医薬品副作用被害救済制度 出典:独立行政法人医薬品医療機器総合機構
https://www.pmda.go.jp/kenkouhigai_camp/index.html
Pmda 独立行政法人 医薬品医療機器総合機構HP
https://www.pmda.go.jp/

セカンドオピニオン

セカンドオピニオンは、患者が納得のいく治療方法を選ぶために、主治医以外の医師に治療方針についての意見を聞くことです。以前は、主治医の説明に納得がいかないと申し立てるようで、患者さんが遠慮されることが多くありました。

しかし、医師の側から見れば、より大きな納得と安心のもとで治療を受けていただく方がありがたいですし、実際にその治療方針について他の医師の意見も聞いてみることが有益なこともあります。

したがって、セカンドオピニオンを受けていただくことは医療機関側としても感謝されることが多いものです。
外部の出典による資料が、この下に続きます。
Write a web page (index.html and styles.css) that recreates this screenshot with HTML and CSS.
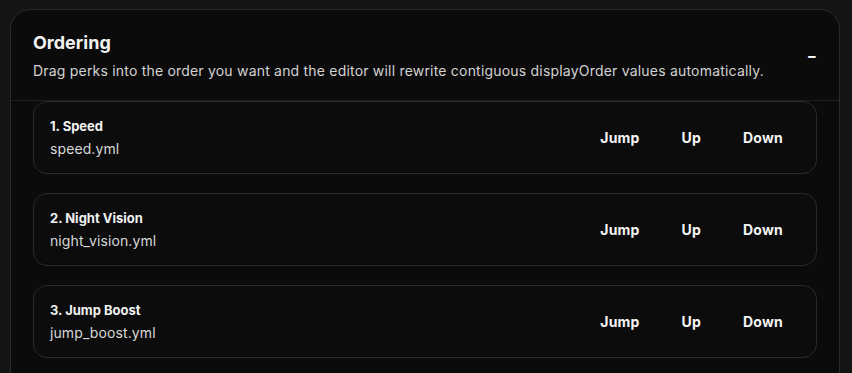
FILE: index.html
```html
<!DOCTYPE html>
<html lang="en">
<head>
  <meta charset="UTF-8">
  <meta name="viewport" content="width=device-width, initial-scale=1.0">
  <title>Ordering</title>
  <link rel="stylesheet" href="styles.css">
</head>
<body>
  <section class="panel">
    <div class="panel-head">
      <div>
        <h2>Ordering</h2>
        <p>Drag perks into the order you want and the editor will rewrite contiguous displayOrder values automatically.</p>
      </div>
      <button class="collapse">&minus;</button>
    </div>

    <div class="perk-list">
      <div class="perk">
        <div class="perk-info">
          <strong>1. Speed</strong>
          <span>speed.yml</span>
        </div>
        <div class="perk-actions">
          <button>Jump</button>
          <button>Up</button>
          <button>Down</button>
        </div>
      </div>

      <div class="perk">
        <div class="perk-info">
          <strong>2. Night Vision</strong>
          <span>night_vision.yml</span>
        </div>
        <div class="perk-actions">
          <button>Jump</button>
          <button>Up</button>
          <button>Down</button>
        </div>
      </div>

      <div class="perk">
        <div class="perk-info">
          <strong>3. Jump Boost</strong>
          <span>jump_boost.yml</span>
        </div>
        <div class="perk-actions">
          <button>Jump</button>
          <button>Up</button>
          <button>Down</button>
        </div>
      </div>
    </div>
  </section>
</body>
</html>
```

FILE: styles.css
```css
body {
  background-color: #141414;
  font-family: 'Inter', 'DejaVu Sans', sans-serif;
  color: #f2f2f2;
  margin: 0;
  padding: 9px 12px 0 10px;
  overflow: hidden;
}
.panel {
  background-color: #0b0b0b;
  border: 1px solid #2a2a2a;
  border-radius: 20px;
  height: 420px;
}
.panel-head {
  display: flex;
  justify-content: space-between;
  align-items: center;
  padding: 22px 22px 21px 22px;
  border-bottom: 1px solid #1f1f1f;
}
.panel-head h2 {
  font-size: 18px;
  font-weight: 700;
  margin: 0 0 9px 0;
}
.panel-head p {
  font-size: 14px;
  letter-spacing: 0.2px;
  color: #d2d2d2;
  margin: 0;
}
.collapse {
  background: none;
  border: none;
  color: #fff;
  font-size: 15px;
  font-weight: 700;
  font-family: inherit;
  padding: 0;
  margin-top: -1px;
  cursor: pointer;
}
.perk-list {
  display: flex;
  flex-direction: column;
  gap: 19px;
  padding: 0 22px;
}
.perk {
  display: flex;
  justify-content: space-between;
  align-items: center;
  height: 71px;
  padding: 0 33px 0 16px;
  border: 1px solid #2a2a2a;
  border-radius: 14px;
  background-color: #0c0c0c;
}
.perk-info {
  display: flex;
  flex-direction: column;
  gap: 6px;
}
.perk-info strong {
  font-size: 13px;
  font-weight: 700;
}
.perk-info span {
  font-size: 14px;
  letter-spacing: 0.1px;
  color: #d8d8d8;
}
.perk-actions {
  display: flex;
  gap: 42px;
}
.perk-actions button {
  background: none;
  border: none;
  color: #f4f4f4;
  font-family: inherit;
  font-size: 14px;
  font-weight: 700;
  letter-spacing: 0.2px;
  padding: 0;
  cursor: pointer;
}
```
セカンドオピニオンは、多くの場合には大学病院や専門医療機関で提供されています。セカンドオピニオンを受けてみたいと思ったときは、まず現在の主治医と相談してください。

まとめ

発達障害の治療法の一つとして、薬物療法があります。さまざまな治療方法を行ったうえで、なお残る問題があり、薬を使うことで症状が改善するという確信がある場合に、薬物療法が取られます。

薬物療法を行う中で重要なことは、子どもの現状を見立てることです。診断の場で医師とよい話し合いができるように、保護者は日常の様子をよく把握しておきましょう。家庭での様子だけでなく、学校での様子についても先生からこまめに聞くと、より子どもの現状を把握できます。

薬剤師は薬の専門家として、服薬の相談に乗る役割を担っています。飲み合わせや、副作用などについて不安がある場合、薬剤師にも聞くことができます。相談の際、薬剤師が服薬状況や症状の出方について、なるべく詳しく把握できるように、普段からお薬手帳を記しておくとよいでしょう。

一番大切なことは、本人にあった治療法を選択することです。医師や専門家とストレートに話し合い、納得のうえで治療を進めましょう。